Notable content Tibbets developed for GoTV and Verizon included: The Michael Jackson Memorial, Live Broadcast, AEG (Executive Producer), Taylor Swift – Fearless Live, Concert Coverage (Executive Producer), Verizon’s NHL All Star Week (Development / Executive Producer), CMT Awards - Red Carpet, Live Broadcast (Executive Producer) Austin City Limits, Live Concert Event, AEG (Executive Producer), Primed - original reality show for mobile (Development / Executive Producer).

GoTV was acquired was acquired by Phunware in June, 2011.

=== FoxLab ===
From 2002 to 2005, Tibbets was head of FOXLAB, Inc. - one of only three people to ever hold that title - and was concurrently Vice President or Production at Twentieth Television 2002 – 2005. While at Fox, developed innovative projects for television, including Classmates with Classmates.com - the first convergence program to air on broadcast television. He is credited with the development of the first two original content “Mobisodes” - Love & Hate (Executive Producer), and The Sunset Hotel (Development / Executive Producer) - the first U.S. direct-to-mobile original soap operas.

=== CBS Enterprises ===
In 1995, Tibbets began his career as an entertainment executive at CBS Enterprises - working in development as a producer and contributor on award-winning, made for syndication series, including: Martha Stewart Living, Bob Vila, PSI Factor: Chronicles of the Paranormal (starring Dan Akroyd), Pensacola: Wings of Gold (starring James Brolin),

News for Kids, Wild, Wild Web, and The George Michael Sports Machine.

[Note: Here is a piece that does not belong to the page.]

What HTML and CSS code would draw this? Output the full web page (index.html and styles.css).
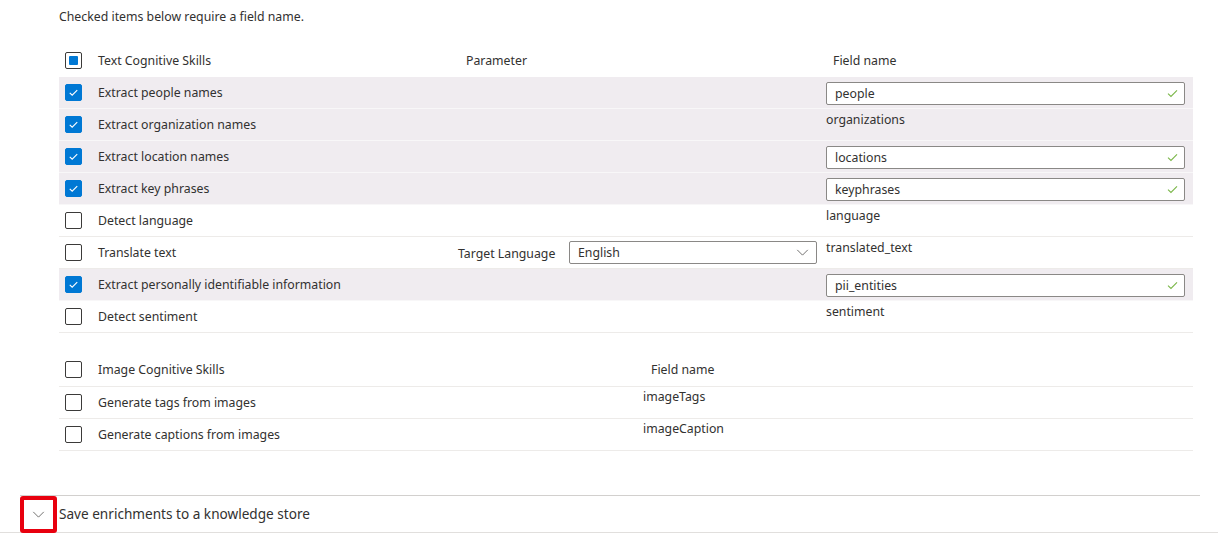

=== Premier Digital Publishing ===
As Co-founder and Principal, Tibbets was responsible for securing authors for past and new works through existing relationships in the industry. Tibbets secured a stable of high-profile authors that included: Piers Anthony, the Estate of Stephen Ambrose, Alan Jacobson, Andre Norton, and Robert Graysmith. Premier Digital Publishing was acquired by Open Road Media in 2014.

== Personal life ==
Tibbets was born in Middletown, CT and attended Arizona State University in Tempe, Arizona. He is married to writer, producer, and literary agent Anne Tibbets. The couple currently resides in Southern California.